Effects of Domestic Violence on Children
Children are resilient, yet growing up in a violent home can affect a child’s life and development. Research shows that nearly all children who live in homes where there is intimate partner violence see or hear the abuse. There are an abundance of studies available that provide documentation of various types of problems experienced by children who have been exposed to domestic violence. The level of risk in each family varies and domestic violence can have a multitude of complicated effects on children. Symptoms experienced by children who have witnessed domestic violence can include:

  • Sleep disorders

  • Depression

  • Bedwetting

  • Learning problems

  • Stomach aches

  • Isolation from friends

  • Truancy

In spite of this, we know that when properly identified and addressed, the effects of domestic violence on children can be mitigated.

Many children have developed sophisticated strategies to protect themselves from being physically and emotionally harmed. There is not a typical way a child responds to intimate partner violence. Each child has a distinct reaction and even children within the same family can be affected differently. The way in which a child responds to the violence is based on a combination of their age, gender, temperament, level of involvement in the violence, interpretation of the experience, coping skills, and availability of support systems (friends, relatives, and other adults). While the impact of domestic violence on children is real and often palpable, a surprising number of children show significant resiliency in the face of this violence.

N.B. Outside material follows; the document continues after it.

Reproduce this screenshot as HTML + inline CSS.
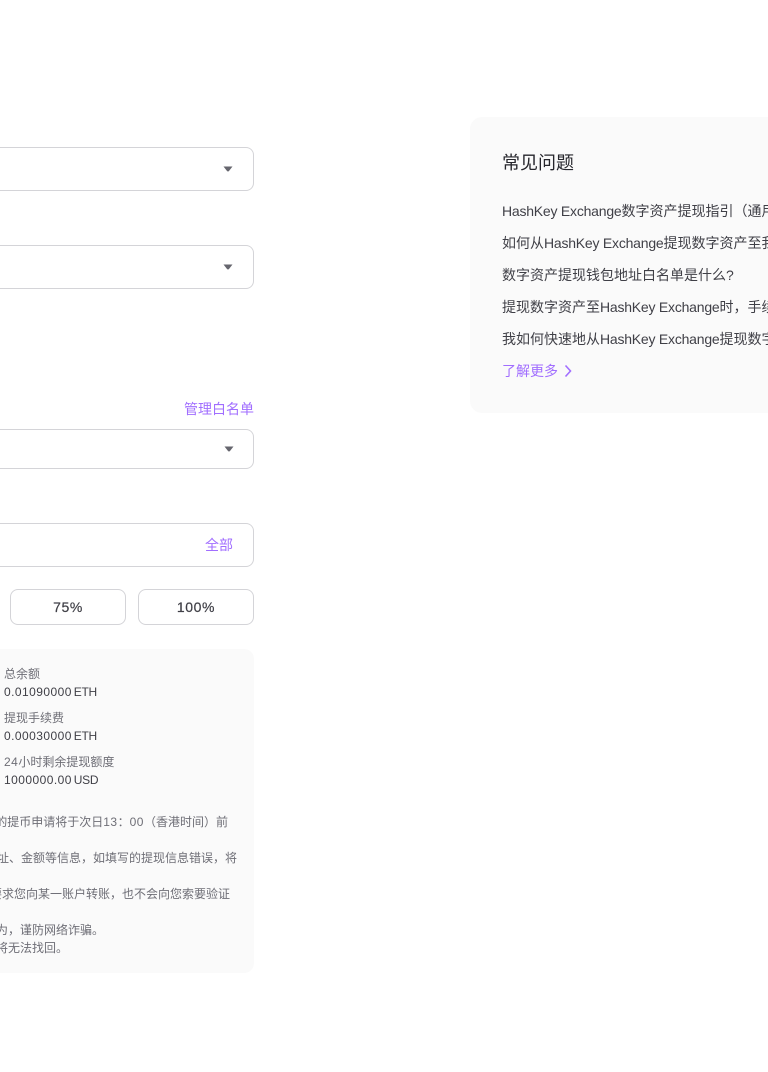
<!DOCTYPE html>
<html lang="zh-CN">
<head>
<meta charset="utf-8">
<style>
html,body{margin:0;padding:0;background:#fff;width:768px;height:1072px;overflow:hidden}
body{position:relative;font-family:"Liberation Sans","Noto Sans CJK SC",sans-serif;color:#3a3a42}
.a{position:absolute;white-space:nowrap}
.box{position:absolute;box-sizing:border-box;border:1px solid #d4d4d8;border-radius:8px;background:#fff}
.sel{left:0;width:254px;border-left:0;border-top-left-radius:0;border-bottom-left-radius:0}
.caret{position:absolute;left:223px;width:10px;height:6px}
.pur{color:#a16eff}
.clip{position:absolute;overflow:hidden}
.t{font-size:14px;line-height:20px;color:#3f3f46}
.t b{font-weight:400;letter-spacing:-.22px}
.g{font-size:12px;line-height:18px;color:#6e6e76}
.g b{font-weight:400;letter-spacing:.5px}
.d{font-size:12px;line-height:18px;color:#3f3f46;left:4px;letter-spacing:-.3px}
.d b{font-weight:400;letter-spacing:.45px;margin-right:-1.2px}
.n{font-size:12px;line-height:18px;color:#6e6e76}
.n b{font-weight:400;letter-spacing:.5px}
.btn{top:589px;height:36px;width:116px;text-align:center;font-size:14px;line-height:35px;color:#3f3f46;letter-spacing:.6px;-webkit-text-stroke:.2px #3f3f46}
</style>
</head>
<body>
<div class="box sel" style="top:147px;height:44px"></div>
<svg class="caret" style="top:166px" viewBox="0 0 10 6"><path d="M0.5 0.5H9.5L6 5Q5 6 4 5Z" fill="#66666e"/></svg>
<div class="box sel" style="top:245px;height:44px"></div>
<svg class="caret" style="top:264px" viewBox="0 0 10 6"><path d="M0.5 0.5H9.5L6 5Q5 6 4 5Z" fill="#66666e"/></svg>

<div class="a pur" style="left:184px;top:399px;font-size:14px;line-height:20px">管理白名单</div>
<div class="box sel" style="top:429px;height:40px"></div>
<svg class="caret" style="top:446px;left:224px" viewBox="0 0 10 6"><path d="M0.5 0.5H9.5L6 5Q5 6 4 5Z" fill="#66666e"/></svg>

<div class="box sel" style="top:523px;height:44px"></div>
<div class="a pur" style="left:205px;top:535px;font-size:14px;line-height:20px">全部</div>

<div class="box btn" style="left:10px">75%</div>
<div class="box btn" style="left:138px">100%</div>

<div class="a" style="left:0;top:649px;width:254px;height:324px;background:#fafafa;border-radius:0 10px 10px 0"></div>
<div class="a g" style="left:4px;top:665px">总余额</div>
<div class="a d" style="top:683px"><b>0.01090000</b> ETH</div>
<div class="a g" style="left:4px;top:709px">提现手续费</div>
<div class="a d" style="top:727px"><b>0.00030000</b> ETH</div>
<div class="a g" style="left:4px;top:753px"><b>24</b>小时剩余提现额度</div>
<div class="a d" style="top:771px"><b>1000000.00</b> USD</div>

<div class="clip" style="left:0;top:813px;width:254px;height:18px"><div class="a n" style="right:26px;top:0">的提币申请将于次日<b>13</b>：<b>00</b>（香港时间）前</div></div>
<div class="clip" style="left:0;top:849px;width:254px;height:18px"><div class="a n" style="right:17px;top:0">址、金额等信息，如填写的提现信息错误，将</div></div>
<div class="clip" style="left:0;top:885px;width:254px;height:18px"><div class="a n" style="right:24px;top:0">要求您向某一账户转账，也不会向您索要验证</div></div>
<div class="clip" style="left:0;top:921px;width:254px;height:18px"><div class="a n" style="right:150px;top:0">为，谨防网络诈骗。</div></div>
<div class="clip" style="left:0;top:939px;width:254px;height:18px"><div class="a n" style="right:186px;top:0">将无法找回。</div></div>

<div class="a" style="left:470px;top:117px;width:298px;height:296px;background:#fafafa;border-radius:12px 0 0 12px"></div>
<div class="a" style="left:502px;top:151px;font-size:18px;line-height:25px;color:#26262c">常见问题</div>
<div class="clip" style="left:502px;top:201px;width:266px;height:20px"><div class="a t" style="left:0;top:0"><b>HashKey Exchange</b>数字资产提现指引（通用）</div></div>
<div class="clip" style="left:502px;top:233px;width:266px;height:20px"><div class="a t" style="left:0;top:0">如何从<b>HashKey Exchange</b>提现数字资产至我的钱包</div></div>
<div class="a t" style="left:502px;top:265px">数字资产提现钱包地址白名单是什么?</div>
<div class="clip" style="left:502px;top:297px;width:266px;height:20px"><div class="a t" style="left:0;top:0">提现数字资产至<b>HashKey Exchange</b>时，手续费</div></div>
<div class="clip" style="left:502px;top:329px;width:266px;height:20px"><div class="a t" style="left:0;top:0">我如何快速地从<b>HashKey Exchange</b>提现数字资产</div></div>
<div class="a pur" style="left:502px;top:361px;font-size:14px;line-height:20px">了解更多</div>
<svg class="a" style="left:563px;top:364px" width="10" height="14" viewBox="0 0 10 14"><path d="M2.5 1.5L7.5 7L2.5 12.5" fill="none" stroke="#a16eff" stroke-width="1.6"/></svg>
</body>
</html>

Research demonstrates a critical connection between resiliency and a strong relationship between the child and the victimized parent.
 

Batterers influence on children
Another impact on children that is often overlooked is the influence that the battering parent exerts over the children’s relationship with the victimized parent. Victims of domestic violence may be undermined in their parenting role. The battering can corrode the battered parent’s relationship with her children. Perpetrators of domestic violence may thwart their (ex-) partners’ parenting in ways both obvious and insidious.

A batterer may:

  • involve the children in further controlling or harming the victim (e.g. have the children monitor the victimized parent);

  • sabotage the other parent’s authority through constant criticism or negative remarks;

  • engage in activities with the children that the abused parent has forbidden;

  • destroy the children’s belongings when the abused parent counters his authority;

  • tell the children that the victimized parent does not love or want them.

One should not be surprised if they encounter children who have a closer bond with the battering parent than with the abused parent.

Children may have adopted the philosophies that support intimate partner violence and may begin to model similar behaviors. For example, they blame the victimized parent for the abuse and problems in the family, use violence to resolve conflicts, or inflict abuse (emotional or physical) on the victimized parent or siblings. Ideally, each child should be referred to an expert in domestic violence and/or trauma who can determine what supportive services are needed to help the child cope with the violence that has occurred in the family.